Instructions to follow → Find every line in the records below that contains the word "this", and copy each such line.

Data supplied →
■ ■ ■ ■ ■

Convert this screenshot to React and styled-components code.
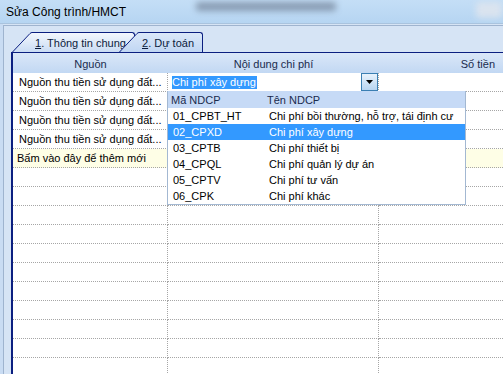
import React from "react";
import styled, { createGlobalStyle, css } from "styled-components";

const GlobalStyle = createGlobalStyle`
    html, body {
        margin: 0;
        padding: 0;
        background: #d6e4f5;
    }
    body {
        font-family: "Liberation Sans", Arial, sans-serif;
        font-size: 11px;
        color: #000;
    }
`;

const Window = styled.div`
    width: 503px;
    height: 374px;
    overflow: hidden;
    display: flex;
    flex-direction: column;
    background: #d6e4f5;
`;

const TitleBar = styled.div`
    height: 23px;
    flex: none;
    display: flex;
    align-items: flex-start;
    background: linear-gradient(#c4def6, #b6d5f2);
    border-bottom: 1px solid #a9c3de;
    overflow: hidden;
`;

const Title = styled.div`
    font-size: 12px;
    padding: 5px 0 0 6px;
    white-space: nowrap;
    color: #000;
`;

const Blur = styled.span`
    flex: none;
    width: ${(p) => p.w}px;
    height: ${(p) => p.h}px;
    margin-left: ${(p) => p.ml}px;
    margin-top: ${(p) => p.mt}px;
    background: ${(p) => p.c};
    filter: blur(3px);
    border-radius: 3px;
`;

const Body = styled.div`
    flex: 1;
    display: flex;
    padding: 1px 0 0 0;
    background: linear-gradient(90deg, #c9dcf3 0 3px, #d6e4f5 3px);
`;

const Frame = styled.div`
    flex: 1;
    margin-left: 3px;
    border-left: 1px solid #9fb4cf;
    border-top: 1px solid #9fb4cf;
    padding-left: 7px;
    display: flex;
    flex-direction: column;
    min-width: 0;
`;

const TabStrip = styled.div`
    height: 26px;
    flex: none;
    display: flex;
    align-items: flex-end;
    padding-left: 1px;
`;

const Tab = styled.div`
    display: flex;
    align-items: flex-end;
    height: 20px;
    position: relative;
    ${(p) =>
        p.active &&
        css`
            margin-left: -16px;
            z-index: 1;
        `}
`;

const TabBody = styled.div`
    height: 19px;
    width: ${(p) => p.w}px;
    border-top: 1px solid #0b1f80;
    border-right: 1px solid #0b1f80;
    border-top-right-radius: 3px;
    background: ${(p) =>
        p.active
            ? "linear-gradient(#dbe8f9, #c0d6f3)"
            : "linear-gradient(#f3f7fd, #cadcf4)"};
    padding-left: 3px;
    display: flex;
    align-items: center;
    white-space: nowrap;
    font-size: 11px;
    color: #0b1b3c;
    u {
        text-decoration: underline;
    }
`;

function TabSlant({ active }) {
    const id = active ? "ga" : "gi";
    return (
        <svg width="20" height="20" viewBox="0 0 20 20" style={{ display: "block", flex: "none" }}>
            <defs>
                <linearGradient id={id} x1="0" y1="0" x2="0" y2="1">
                    <stop offset="0" stopColor={active ? "#dbe8f9" : "#f3f7fd"} />
                    <stop offset="1" stopColor={active ? "#c0d6f3" : "#cadcf4"} />
                </linearGradient>
            </defs>
            <path d="M0 20 L18 1.5 Q19 0.5 20 0.5 L20 20 Z" fill={`url(#${id})`} />
            <path d="M0.5 20 L18 1.5 Q19 0.5 20 0.5" fill="none" stroke="#0b1f80" strokeWidth="1" />
        </svg>
    );
}

const Grid = styled.div`
    flex: 1;
    border-top: 1px solid #0b1f80;
    border-left: 2px solid #0b1f80;
    background: #fff;
    display: flex;
    flex-direction: column;
    min-width: 0;
`;

const columns = "155px 211px 1fr";

const HeaderRow = styled.div`
    display: grid;
    grid-template-columns: ${columns};
    height: 20px;
    flex: none;
    background: linear-gradient(#dae7f8, #c2d8f3);
    color: #1a2b4d;
`;

const HeaderCell = styled.div`
    display: flex;
    align-items: center;
    justify-content: ${(p) => (p.right ? "flex-end" : "center")};
    padding-right: ${(p) => (p.right ? "8px" : "0")};
    padding-top: 1px;
    white-space: nowrap;
    font-size: 11px;
`;

const Rows = styled.div`
    position: relative;
    flex: 1;
`;

const Row = styled.div`
    display: grid;
    grid-template-columns: ${columns};
    height: 19px;
    background: ${(p) => (p.add ? "#fefee6" : "#fff")};
`;

const Cell = styled.div`
    border-bottom: 1px dotted #a6a6a6;
    border-right: ${(p) => (p.last ? "none" : "1px dotted #a6a6a6")};
    display: flex;
    align-items: center;
    padding-left: ${(p) => p.pad || 0}px;
    white-space: nowrap;
    overflow: hidden;
    font-size: 11px;
`;

const Combo = styled.div`
    border-bottom: 1px dotted #a6a6a6;
    border-right: 1px dotted #a6a6a6;
    background: #fff;
    display: flex;
    align-items: stretch;
    padding-left: 4px;
`;

const ComboText = styled.div`
    flex: 1;
    display: flex;
    align-items: center;
`;

const Selected = styled.span`
    background: #3399ff;
    color: #fff;
    font-size: 11px;
    line-height: 13px;
    padding-right: 1px;
`;

const ComboButton = styled.div`
    width: 15px;
    flex: none;
    border: 1px solid #3b7fb3;
    background: linear-gradient(#e8f2fc, #b8d5f1);
    display: flex;
    align-items: center;
    justify-content: center;
`;

const Dropdown = styled.div`
    position: absolute;
    left: 154px;
    top: 18px;
    width: 297px;
    border: 1px solid #a3b8d2;
    border-top: none;
    background: #fff;
    z-index: 2;
`;

const ListHeader = styled.div`
    display: grid;
    grid-template-columns: 96px 1fr;
    height: 17px;
    background: #c6daf6;
    color: #1a2b4d;
    font-size: 11px;
    align-items: center;
    padding-left: 3px;
`;

const ListItem = styled.div`
    display: grid;
    grid-template-columns: 96px 1fr;
    height: 16px;
    align-items: center;
    padding-left: 5px;
    font-size: 11px;
    white-space: nowrap;
    background: ${(p) => (p.selected ? "#3399ff" : "transparent")};
    color: ${(p) => (p.selected ? "#fff" : "#000")};
`;

const items = [
    ["01_CPBT_HT", "Chi phí bồi thường, hỗ trợ, tái định cư"],
    ["02_CPXD", "Chi phí xây dựng"],
    ["03_CPTB", "Chi phí thiết bị"],
    ["04_CPQL", "Chi phí quản lý dự án"],
    ["05_CPTV", "Chi phí tư vấn"],
    ["06_CPK", "Chi phí khác"],
];

const source = "Nguồn thu tiền sử dụng đất...";

export default function App() {
    const empty = Array.from({ length: 11 });
    return (
        <>
            <GlobalStyle />
            <Window>
                <TitleBar>
                    <Title>Sửa Công trình/HMCT</Title>
                    <Blur w={140} h={9} ml={70} mt={2} c="rgba(70,80,100,0.45)" />
                    <Blur w={26} h={16} ml={140} mt={2} c="rgba(225,230,238,0.8)" />
                </TitleBar>
                <Body>
                    <Frame>
                        <TabStrip>
                            <Tab>
                                <TabSlant />
                                <TabBody w={99}>
                                    <span>
                                        <u>1</u>. Thông tin chung
                                    </span>
                                </TabBody>
                            </Tab>
                            <Tab active>
                                <TabSlant active />
                                <TabBody active w={60}>
                                    <span>
                                        <u>2</u>. Dự toán
                                    </span>
                                </TabBody>
                            </Tab>
                        </TabStrip>
                        <Grid>
                            <HeaderRow>
                                <HeaderCell>Nguồn</HeaderCell>
                                <HeaderCell>Nội dung chi phí</HeaderCell>
                                <HeaderCell right>Số tiền</HeaderCell>
                            </HeaderRow>
                            <Rows>
                                <Row>
                                    <Cell pad={6}>{source}</Cell>
                                    <Combo>
                                        <ComboText>
                                            <Selected>Chi phí xây dựng</Selected>
                                        </ComboText>
                                        <ComboButton>
                                            <svg width="7" height="4" viewBox="0 0 7 4">
                                                <path d="M0 0 H7 L3.5 4 Z" fill="#000" />
                                            </svg>
                                        </ComboButton>
                                    </Combo>
                                    <Cell last />
                                </Row>
                                {[0, 1, 2].map((i) => (
                                    <Row key={i}>
                                        <Cell pad={6}>{source}</Cell>
                                        <Cell />
                                        <Cell last />
                                    </Row>
                                ))}
                                <Row add>
                                    <Cell pad={4}>Bấm vào đây để thêm mới</Cell>
                                    <Cell />
                                    <Cell last />
                                </Row>
                                {empty.map((_, i) => (
                                    <Row key={"e" + i}>
                                        <Cell />
                                        <Cell />
                                        <Cell last />
                                    </Row>
                                ))}
                                <Dropdown>
                                    <ListHeader>
                                        <span>Mã NDCP</span>
                                        <span>Tên NDCP</span>
                                    </ListHeader>
                                    {items.map(([code, name]) => (
                                        <ListItem key={code} selected={code === "02_CPXD"}>
                                            <span>{code}</span>
                                            <span>{name}</span>
                                        </ListItem>
                                    ))}
                                </Dropdown>
                            </Rows>
                        </Grid>
                    </Frame>
                </Body>
            </Window>
        </>
    );
}
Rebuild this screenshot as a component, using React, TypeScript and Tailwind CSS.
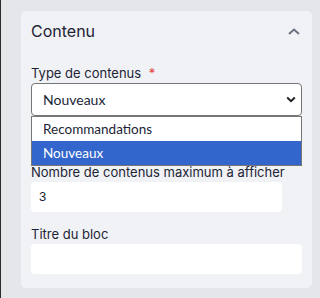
import React from "react";

const label = "font-['Inter',sans-serif] text-[13px] leading-[19px] text-[#1e2436]";
const sys = "font-['Lato',sans-serif]";

export default function App() {
  return (
    <div className="flex h-[298px] w-[320px] overflow-hidden bg-[#e5e6ea]">
      <div className="w-px shrink-0 bg-[#2b2b2b]" />
      <div className="ml-5 mt-[11px] h-[277px] w-[291px] shrink-0 rounded-[5px] bg-[#f0f2f5] px-[10px] pt-[8px]">
        <div className="flex h-6 items-center justify-between">
          <span className="font-['Inter',sans-serif] text-[16px] leading-6 text-[#1e2436]">Contenu</span>
          <svg width="12" height="7" viewBox="0 0 12 7" className="mr-[2px] mt-[1px]">
            <path d="M1 6 L6 1.5 L11 6" fill="none" stroke="#6b7280" strokeWidth="2" />
          </svg>
        </div>

        <div className={`mt-5 ${label} leading-[20px]`}>
          Type de contenus <span className="ml-[4px] text-[#e53e3e]">*</span>
        </div>
        <div className="relative">
          <div className={`flex h-[33px] items-center justify-between rounded-[4px] border border-[#767676] bg-white pl-[11px] pr-[5px] ${sys} text-[14px] text-[#1a1f36]`}>
            <span>Nouveaux</span>
            <svg width="10" height="7" viewBox="0 0 10 7">
              <path d="M1.2 1.5 L5 5.2 L8.8 1.5" fill="none" stroke="#222" strokeWidth="2" />
            </svg>
          </div>
          <div className={`absolute left-0 top-[33px] z-10 w-full border border-[#767676] bg-white ${sys} text-[13.5px]`}>
            <div className="flex h-[24px] items-center pl-[11px] text-[#1a1f36]">Recommandations</div>
            <div className="flex h-[24px] items-center bg-[#3366cc] pl-[11px] text-white">Nouveaux</div>
          </div>
        </div>

        <div className={`mt-[47px] ${label}`}>Nombre de contenus maximum à afficher</div>
        <div className="flex h-[30px] w-[251px] items-center rounded-[4px] bg-white pl-[8px] font-['Liberation_Sans',sans-serif] text-[13px] text-[#1a1f36]">
          3
        </div>

        <div className={`mt-[13px] ${label}`}>Titre du bloc</div>
        <div className="h-[30px] w-full rounded-[4px] bg-white" />
      </div>
    </div>
  );
}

■ ■ ■ ■ ■

Full response →
Convert this screenshot to React and styled-components code.
Rebuild this screenshot as a component, using React, TypeScript and Tailwind CSS.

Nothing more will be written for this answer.